Пока квартиру не дали, я какое-то время жила у Елены Георгиевны. Я там одна жила несколько месяцев — наверное, когда она уезжала в Америку. Все аудио-пленки с Андреем Дмитриевичем расшифровывала я. Огромный архив — его выступления, пресс-конференции. Был огромный фотоархив. Потом, когда Бэла Коваль пришла, я уже не стала продолжать — я не архивист.

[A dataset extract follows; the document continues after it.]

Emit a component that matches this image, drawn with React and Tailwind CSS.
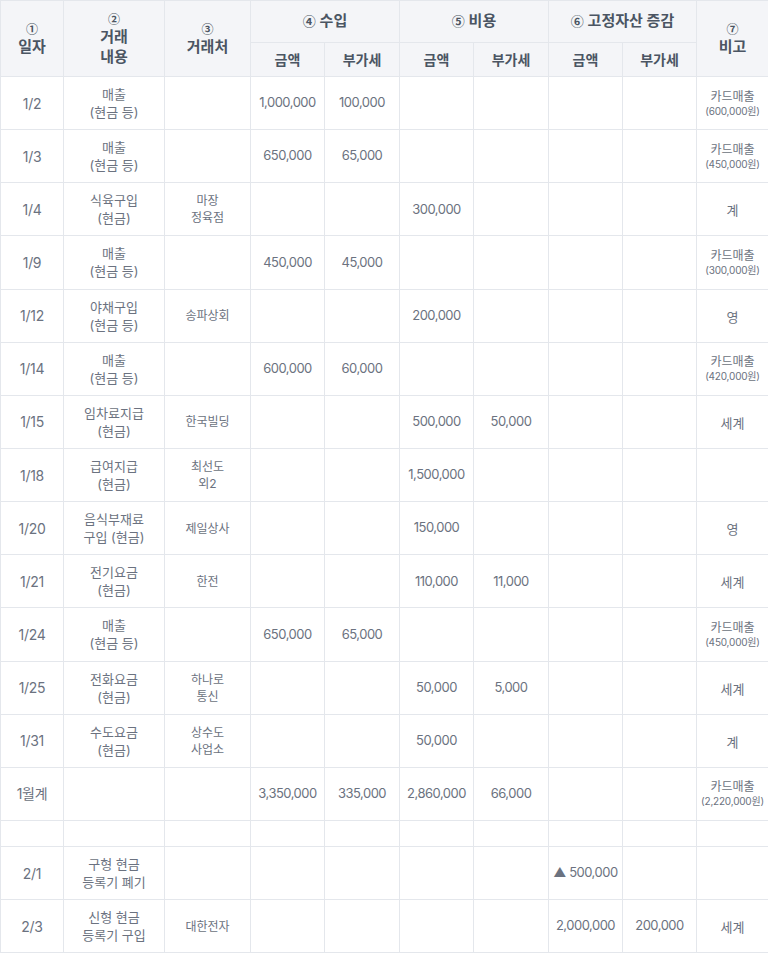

Мне было просто пленками заниматься — я знала голос Андрея Дмитриевича, и мне самой это было интересно. Я расшифровала абсолютно все кассеты. А еще сколько было мешков писем! По крайней мере, я их открывала и читала. Письмами я занималась, когда Елена Георгиевна, насколько я помню, была в Америке. Я работала с материалами Сахарова только на печатной машинке.
Я откладывала ругательные письма: было много нехороших, гадких, скверных писем. Я ещё думала, показывать их или нет? Не помню, что я решила.
Я ездила в Мюнхен, собирала материалы на «Свободе» для книжки «Pro et contra», которую Галя Дозмарова делала.